LISTING:
┌──
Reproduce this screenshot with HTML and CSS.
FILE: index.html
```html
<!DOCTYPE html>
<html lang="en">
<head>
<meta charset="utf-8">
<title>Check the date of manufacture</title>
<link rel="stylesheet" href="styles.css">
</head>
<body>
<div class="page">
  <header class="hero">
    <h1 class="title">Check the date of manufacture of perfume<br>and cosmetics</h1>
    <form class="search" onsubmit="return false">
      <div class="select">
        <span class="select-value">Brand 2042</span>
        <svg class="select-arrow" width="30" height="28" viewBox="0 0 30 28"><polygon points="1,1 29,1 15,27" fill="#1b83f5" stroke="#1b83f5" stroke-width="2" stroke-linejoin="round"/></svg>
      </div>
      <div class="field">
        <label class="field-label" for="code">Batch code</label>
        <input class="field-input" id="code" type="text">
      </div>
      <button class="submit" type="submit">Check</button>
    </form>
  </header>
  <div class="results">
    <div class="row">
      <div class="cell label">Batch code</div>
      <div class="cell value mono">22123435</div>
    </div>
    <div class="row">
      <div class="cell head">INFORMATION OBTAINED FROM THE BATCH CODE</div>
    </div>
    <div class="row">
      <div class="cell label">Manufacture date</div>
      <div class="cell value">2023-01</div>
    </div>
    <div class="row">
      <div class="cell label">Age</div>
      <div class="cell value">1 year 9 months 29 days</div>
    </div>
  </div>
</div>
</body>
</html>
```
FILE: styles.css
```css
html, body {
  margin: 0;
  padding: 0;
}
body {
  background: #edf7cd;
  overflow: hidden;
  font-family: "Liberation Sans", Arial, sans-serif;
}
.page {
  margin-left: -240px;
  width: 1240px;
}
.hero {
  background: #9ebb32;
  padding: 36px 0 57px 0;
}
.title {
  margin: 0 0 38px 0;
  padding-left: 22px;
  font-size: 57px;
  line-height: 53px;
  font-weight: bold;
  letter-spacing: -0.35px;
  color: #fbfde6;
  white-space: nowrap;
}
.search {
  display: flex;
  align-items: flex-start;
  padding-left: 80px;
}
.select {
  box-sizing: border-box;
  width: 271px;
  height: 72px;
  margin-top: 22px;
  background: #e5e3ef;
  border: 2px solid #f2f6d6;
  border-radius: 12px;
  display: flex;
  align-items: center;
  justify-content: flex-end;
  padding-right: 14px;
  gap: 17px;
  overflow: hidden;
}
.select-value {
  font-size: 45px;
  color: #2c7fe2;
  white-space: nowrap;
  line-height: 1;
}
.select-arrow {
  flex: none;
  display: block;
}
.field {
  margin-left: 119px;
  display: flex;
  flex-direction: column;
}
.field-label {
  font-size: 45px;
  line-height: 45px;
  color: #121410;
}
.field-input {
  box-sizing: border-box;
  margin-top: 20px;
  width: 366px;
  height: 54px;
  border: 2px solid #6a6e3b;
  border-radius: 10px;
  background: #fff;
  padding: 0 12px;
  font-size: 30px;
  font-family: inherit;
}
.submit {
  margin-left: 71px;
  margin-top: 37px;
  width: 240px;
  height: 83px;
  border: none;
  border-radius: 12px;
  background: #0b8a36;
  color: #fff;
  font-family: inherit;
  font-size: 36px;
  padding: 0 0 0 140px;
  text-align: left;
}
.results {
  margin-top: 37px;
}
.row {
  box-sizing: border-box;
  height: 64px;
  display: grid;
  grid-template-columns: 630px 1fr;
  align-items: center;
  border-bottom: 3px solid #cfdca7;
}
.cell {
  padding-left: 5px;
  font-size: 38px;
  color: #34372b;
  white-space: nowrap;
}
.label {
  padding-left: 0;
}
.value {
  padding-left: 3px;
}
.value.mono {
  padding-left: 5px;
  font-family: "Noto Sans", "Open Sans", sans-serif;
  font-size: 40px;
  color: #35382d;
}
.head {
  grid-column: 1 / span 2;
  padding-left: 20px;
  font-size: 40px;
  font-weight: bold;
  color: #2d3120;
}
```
└──
┌──
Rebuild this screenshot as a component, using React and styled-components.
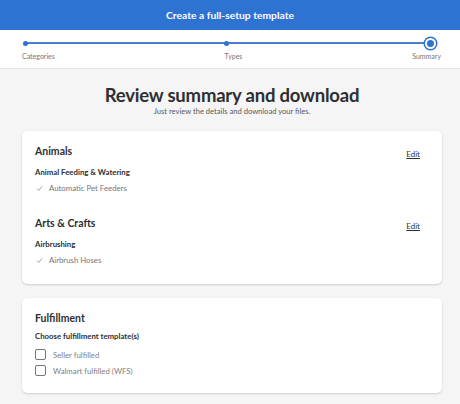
└──
WHAT THE EXERCISE ASKS:
Tally the lines that hold the string "screenshot" and state the total, nothing more.

RESPONSE TO THIS EXERCISE:
2